• **Material provided**

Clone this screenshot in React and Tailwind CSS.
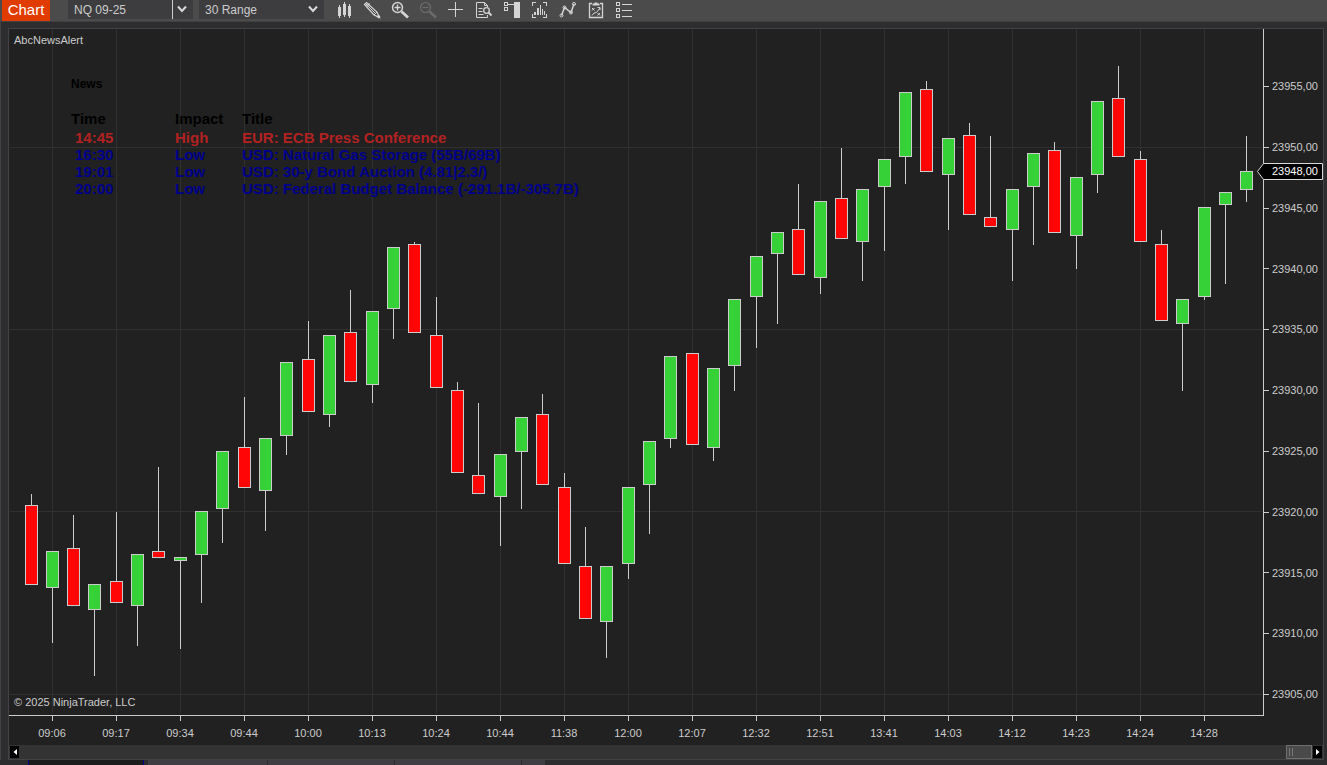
import React from 'react';

const UP = '#36d136';
const DOWN = '#ff0505';

// Candles: [center x, wick top, body top, body bottom, wick bottom, is up]
const candles = [
    [31, 494, 505, 585, 585, 0],
    [52, 551, 551, 588, 643, 1],
    [73, 515, 548, 606, 606, 0],
    [94, 584, 584, 610, 676, 1],
    [116, 512, 581, 603, 603, 0],
    [137, 554, 554, 606, 646, 1],
    [158, 467, 551, 558, 558, 0],
    [180, 557, 557, 561, 649, 1],
    [201, 511, 511, 555, 603, 1],
    [222, 451, 451, 509, 543, 1],
    [244, 397, 447, 488, 488, 0],
    [265, 438, 438, 491, 531, 1],
    [286, 362, 362, 436, 455, 1],
    [308, 321, 359, 412, 412, 0],
    [329, 335, 335, 415, 427, 1],
    [350, 290, 332, 382, 382, 0],
    [372, 311, 311, 385, 403, 1],
    [393, 247, 247, 309, 339, 1],
    [414, 242, 244, 333, 333, 0],
    [436, 297, 335, 388, 388, 0],
    [457, 382, 390, 473, 473, 0],
    [478, 403, 475, 494, 494, 0],
    [500, 454, 454, 497, 546, 1],
    [521, 417, 417, 452, 509, 1],
    [542, 394, 414, 485, 485, 0],
    [564, 473, 487, 564, 564, 0],
    [585, 527, 566, 619, 619, 0],
    [606, 566, 566, 622, 658, 1],
    [628, 487, 487, 564, 579, 1],
    [649, 441, 441, 485, 534, 1],
    [670, 356, 356, 439, 448, 1],
    [692, 353, 353, 445, 445, 0],
    [713, 368, 368, 448, 461, 1],
    [734, 299, 299, 366, 391, 1],
    [756, 256, 256, 297, 348, 1],
    [777, 232, 232, 254, 324, 1],
    [798, 184, 229, 275, 275, 0],
    [820, 201, 201, 278, 294, 1],
    [841, 148, 198, 239, 239, 0],
    [862, 189, 189, 242, 281, 1],
    [884, 159, 159, 187, 251, 1],
    [905, 92, 92, 157, 184, 1],
    [926, 81, 89, 172, 172, 0],
    [948, 138, 138, 175, 230, 1],
    [969, 123, 135, 215, 215, 0],
    [990, 136, 217, 227, 227, 0],
    [1012, 189, 189, 230, 281, 1],
    [1033, 153, 153, 187, 245, 1],
    [1054, 142, 150, 233, 233, 0],
    [1076, 177, 177, 236, 269, 1],
    [1097, 101, 101, 175, 193, 1],
    [1118, 66, 98, 157, 157, 0],
    [1140, 151, 159, 242, 242, 0],
    [1161, 230, 244, 321, 321, 0],
    [1182, 299, 299, 324, 391, 1],
    [1204, 207, 207, 297, 300, 1],
    [1225, 192, 192, 205, 284, 1],
    [1246, 136, 171, 190, 202, 1],
];

const times = [
    '09:06', '09:17', '09:34', '09:44', '10:00', '10:13', '10:24', '10:44', '11:38', '12:00',
    '12:07', '12:32', '12:51', '13:41', '14:03', '14:12', '14:23', '14:24', '14:28',
];

const prices = [
    '23955,00', '23950,00', '23945,00', '23940,00', '23935,00', '23930,00',
    '23925,00', '23920,00', '23915,00', '23910,00', '23905,00',
];

const news = [
    { time: '14:45', impact: 'High', title: 'EUR: ECB Press Conference', color: 'text-[#b22222]' },
    { time: '16:30', impact: 'Low', title: 'USD: Natural Gas Storage (55B/69B)', color: 'text-[#00008b]' },
    { time: '19:01', impact: 'Low', title: 'USD: 30-y Bond Auction (4.81|2.3/)', color: 'text-[#00008b]' },
    { time: '20:00', impact: 'Low', title: 'USD: Federal Budget Balance (-291.1B/-305.7B)', color: 'text-[#00008b]' },
];

// Toolbar icons, all drawn on a 20x20 grid
const tools = [
    {
        name: 'Chart style',
        icon: (
            <g fill="currentColor" shapeRendering="crispEdges">
                <path d="M4 7h3v9H4zM5 5h1v13H5zM9 4h3v11H9zM10 2h1v15h-1zM14 6h3v10h-3zM15 4h1v14h-1z" />
            </g>
        ),
    },
    {
        name: 'Drawing tools',
        icon: (
            <g fill="none" stroke="currentColor">
                <path d="M2.500 4.500l2-2L15 12l2.500 5.500L12 15z" strokeWidth="1.200" />
                <path d="M3.500 3.500l10 10M12 15l3-3" />
                <path d="M4.500 6.500l3-3" strokeWidth="1.500" />
                <path d="M15.500 15.500l2 2" strokeWidth="2.800" />
            </g>
        ),
    },
    {
        name: 'Zoom in',
        icon: (
            <g fill="none" stroke="currentColor">
                <circle cx="7.500" cy="7.500" r="5" strokeWidth="1.500" />
                <path d="M4.500 7.500h6M7.500 4.500v6" strokeWidth="1.400" />
                <path d="M11.500 11.500L18 17.500" strokeWidth="2.800" />
            </g>
        ),
    },
    {
        name: 'Zoom out',
        disabled: true,
        icon: (
            <g fill="none" stroke="currentColor">
                <circle cx="7.500" cy="7.500" r="5" strokeWidth="1.200" />
                <path d="M4.500 7.500h6" strokeWidth="1.200" />
                <path d="M11.500 11.500L18 17.500" strokeWidth="2.400" />
            </g>
        ),
    },
    {
        name: 'Crosshair',
        icon: <path d="M9.500 2v15M2 9.500h15" stroke="currentColor" shapeRendering="crispEdges" />,
    },
    {
        name: 'Data series',
        icon: (
            <g fill="none" stroke="currentColor">
                <path d="M13.500 15v2.500h-11v-15h8l3 3V7M10.500 2.500v3h3M4.500 8.500h4M4.500 11.500h4M4.500 14.500h5" />
                <circle cx="12.500" cy="10.500" r="2.800" strokeWidth="1.300" />
                <path d="M14.500 12.500l3 3" strokeWidth="2" />
            </g>
        ),
    },
    {
        name: 'Chart trader',
        icon: (
            <g fill="none" stroke="currentColor" shapeRendering="crispEdges">
                <path d="M2.500 2.500h3v3h-3zM2.500 7.500h3v3h-3zM6 4.500h6" />
                <path d="M12 2h6v16h-6z" fill="currentColor" stroke="none" />
            </g>
        ),
    },
    {
        name: 'Indicators',
        icon: (
            <g fill="none" stroke="currentColor" shapeRendering="crispEdges">
                <path d="M2.500 6V2.500H6M13 2.500h3.500V6M2.500 14v3.500H6M13 17.500h3.500V14" />
                <path d="M4 12h2v3H4zM7 8h2v7H7zM9.500 5h1.500v10H9.500zM12 9h1v6h-1zM14 11h1v4h-1z" fill="currentColor" stroke="none" />
            </g>
        ),
    },
    {
        name: 'Strategies',
        icon: (
            <g fill="none" stroke="currentColor">
                <path d="M3.500 15.500l3-8 6.500 5 3-8.500" strokeWidth="1.500" />
                <circle cx="3.500" cy="15.500" r="1.500" />
                <circle cx="6.500" cy="7.500" r="1.500" />
                <circle cx="13" cy="12.500" r="1.500" />
                <circle cx="16" cy="4" r="1.500" />
            </g>
        ),
    },
    {
        name: 'Strategy template',
        icon: (
            <g fill="none" stroke="currentColor">
                <path d="M6 3.500H3.500v14h13v-14H14" strokeWidth="1.300" />
                <path d="M6.500 5.500v-2h2v-1h3v1h2v2z" fill="currentColor" stroke="none" />
                <path d="M6 8l2.500 2.500M8.500 8L6 10.500M11.500 13l2.500 2.500M14 13l-2.500 2.500M6 15.500l2-2.500 2.500-.500L14 8M11.500 7.500H14V10" />
            </g>
        ),
    },
    {
        name: 'Properties',
        icon: (
            <g fill="none" stroke="currentColor" shapeRendering="crispEdges">
                <path d="M2.500 2.500h3v3h-3zM2.500 8.500h3v3h-3zM2.500 14.500h3v3h-3z" />
                <path d="M8 4.500h10M8 10.500h10M8 16.500h10" />
            </g>
        ),
    },
];

const Chevron = () => (
    <svg className="pointer-events-none absolute top-1 right-1.5 h-2.5 w-2.5" viewBox="0 0 10 10" fill="none" stroke="#d8d8d8" strokeWidth="2">
        <path d="M1 2.500l4 4.500 4-4.500" />
    </svg>
);

function Toolbar() {
    return (
        <header className="flex h-[22px] shrink-0 items-start border-b border-[#414143] bg-[#4b4b4b] pl-0.5">
            <h1 className="h-[21px] w-12 bg-[#e03c00] text-center text-[15px] leading-[20px] text-white">Chart</h1>
            <div className="relative ml-[18px] h-[19px] w-[125px] bg-[#3d3d40]">
                <select aria-label="Instrument" className="block h-[19px] w-[105px] appearance-none border-r border-[#cccccc] pl-1.5 text-xs text-[#cccccc]">
                    <option>NQ 09-25</option>
                </select>
                <Chevron />
            </div>
            <div className="relative ml-1.5 h-[19px] w-[125px] bg-[#3d3d40]">
                <select aria-label="Interval" className="block h-[19px] w-full appearance-none pl-1.5 text-xs text-[#cccccc]">
                    <option>30 Range</option>
                </select>
                <Chevron />
            </div>
            <div className="ml-1.5 flex">
                {tools.map((tool) => (
                    <button key={tool.name} type="button" aria-label={tool.name} disabled={tool.disabled} className="flex w-7 justify-center text-[#d4d4d4] disabled:text-[#6c6c6c]">
                        <svg className="h-5 w-5" viewBox="0 0 20 20">{tool.icon}</svg>
                    </button>
                ))}
            </div>
        </header>
    );
}

function NewsTable() {
    return (
        <section className="absolute top-[47px] left-[62px] font-bold">
            <h2 className="text-xs leading-4 text-black">News</h2>
            <table className="mt-[18px] text-left text-[15px] leading-[17px] whitespace-nowrap">
                <thead className="text-black">
                    <tr>
                        <th className="h-[19px] w-[104px] p-0 align-top">Time</th>
                        <th className="w-[67px] p-0 align-top">Impact</th>
                        <th className="p-0 align-top">Title</th>
                    </tr>
                </thead>
                <tbody>
                    {news.map((row) => (
                        <tr key={row.time} className={row.color}>
                            <td className="p-0 pl-1">{row.time}</td>
                            <td className="p-0">{row.impact}</td>
                            <td className="p-0">{row.title}</td>
                        </tr>
                    ))}
                </tbody>
            </table>
        </section>
    );
}

// The plot area: grid lines, then the candles on top of them
function Plot() {
    return (
        <svg className="absolute inset-0 h-full w-full" viewBox="9 29 1254 686" preserveAspectRatio="none" shapeRendering="crispEdges">
            {times.map((t, i) => (
                <rect key={t} x={52 + i * 64} y="29" width="1" height="684" fill="#303030" />
            ))}
            {[147, 329, 511, 694].map((y) => (
                <rect key={y} x="10" y={y} width="1252" height="1" fill="#303030" />
            ))}
            {candles.map(([x, high, top, bottom, low, up]) => (
                <g key={x}>
                    <rect x={x} y={high} width="1" height={low - high} fill="#cccccc" />
                    <rect x={x - 6} y={top} width="13" height={bottom - top} fill="#cccccc" />
                    <rect x={x - 5} y={top + 1} width="11" height={bottom - top - 2} fill={up ? UP : DOWN} />
                </g>
            ))}
        </svg>
    );
}

function PriceAxis() {
    return (
        <aside className="relative flex w-[59px] shrink-0 flex-col pt-[27px] pb-5 text-[11px] text-[#cccccc]">
            {prices.map((p) => (
                <div key={p} className="flex flex-1 items-center">
                    <span className="mr-[3px] h-px w-[5px] bg-[#cccccc]" />
                    {p}
                </div>
            ))}
            {/* Last price marker */}
            <div className="absolute top-[134px] -left-[7px] h-[17px] w-[66px]">
                <svg className="absolute inset-0 h-full w-full" viewBox="0 0 66 17">
                    <path d="M6.500 .500h59v16h-59l-6-8z" fill="#000" stroke="#d8d8d8" />
                </svg>
                <span className="relative block pl-[15px] leading-[17px] text-white">23948,00</span>
            </div>
        </aside>
    );
}

function TimeAxis() {
    return (
        <div className="flex h-[30px] shrink-0 border-t border-[#cccccc] pr-7 pl-[11px] text-[11px] text-[#cccccc]">
            {times.map((t) => (
                <div key={t} className="flex flex-1 flex-col items-center">
                    <span className="mb-[5px] h-[5px] w-px bg-[#cccccc]" />
                    <span className="leading-[14px]">{t}</span>
                </div>
            ))}
        </div>
    );
}

function ScrollBar() {
    return (
        <div className="flex h-3.5 shrink-0 items-center bg-[#333333] pr-px pl-px">
            <button type="button" aria-label="Scroll left" className="flex h-3 w-[9px] items-center justify-center bg-black">
                <svg className="h-1.5 w-1" viewBox="0 0 4 6"><path d="M4 0v6L.500 3z" fill="#fff" /></svg>
            </button>
            <div className="mr-px ml-auto h-3.5 w-[26px] border border-[#707070] bg-[#4a4a4a]">
                <div className="mt-0.5 ml-0.5 h-2 w-1 border-x border-[#777777]" />
            </div>
            <button type="button" aria-label="Scroll right" className="flex h-3 w-[9px] items-center justify-center bg-black">
                <svg className="h-1.5 w-1" viewBox="0 0 4 6"><path d="M0 0v6l3.500-3z" fill="#fff" /></svg>
            </button>
        </div>
    );
}

function BottomTabs() {
    return (
        <footer className="flex h-[5px] shrink-0 pl-[28px]">
            <div className="w-[116px] border-x border-[#00008b] bg-[#1c1c1c]" />
            <div className="ml-1 w-[120px] border-r border-[#2d2d2f] bg-[#3f3f43]" />
            <div className="w-[127px] border-r border-[#2d2d2f] bg-[#3f3f43]" />
            <div className="w-[127px] border-r border-[#2d2d2f] bg-[#3f3f43]" />
            <div className="w-[23px] bg-[#3f3f43]" />
        </footer>
    );
}

export default function App() {
    return (
        <div className="flex h-screen flex-col overflow-hidden bg-[#2d2d2f] font-['Liberation_Sans',Arial,sans-serif]">
            <Toolbar />
            <div className="flex min-h-0 flex-1 border-l border-[#414145] pt-1.5 pr-[3px] pl-[7px]">
                <main className="flex min-w-0 flex-1 flex-col border border-[#434347] bg-[#212121]">
                    <div className="flex min-h-0 flex-1">
                        <div className="flex min-w-0 flex-1 flex-col">
                            <div className="relative min-h-0 flex-1 border-r border-[#cccccc]">
                                <Plot />
                                <p className="absolute top-[3px] left-[5px] text-[11px] leading-4 text-[#cccccc]">AbcNewsAlert</p>
                                <NewsTable />
                                <p className="absolute bottom-[5px] left-[5px] text-[11px] leading-4 text-[#cccccc]">© 2025 NinjaTrader, LLC</p>
                            </div>
                            <TimeAxis />
                        </div>
                        <PriceAxis />
                    </div>
                    <ScrollBar />
                </main>
            </div>
            <BottomTabs />
        </div>
    );
}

• **Objective**
From the first line above to the line containing "const DOWN = '#ff0505';", repeat each line exactly. Pictures stay out.

• **Problem solution**
Clone this screenshot in React and Tailwind CSS.
import React from 'react';

const UP = '#36d136';
const DOWN = '#ff0505';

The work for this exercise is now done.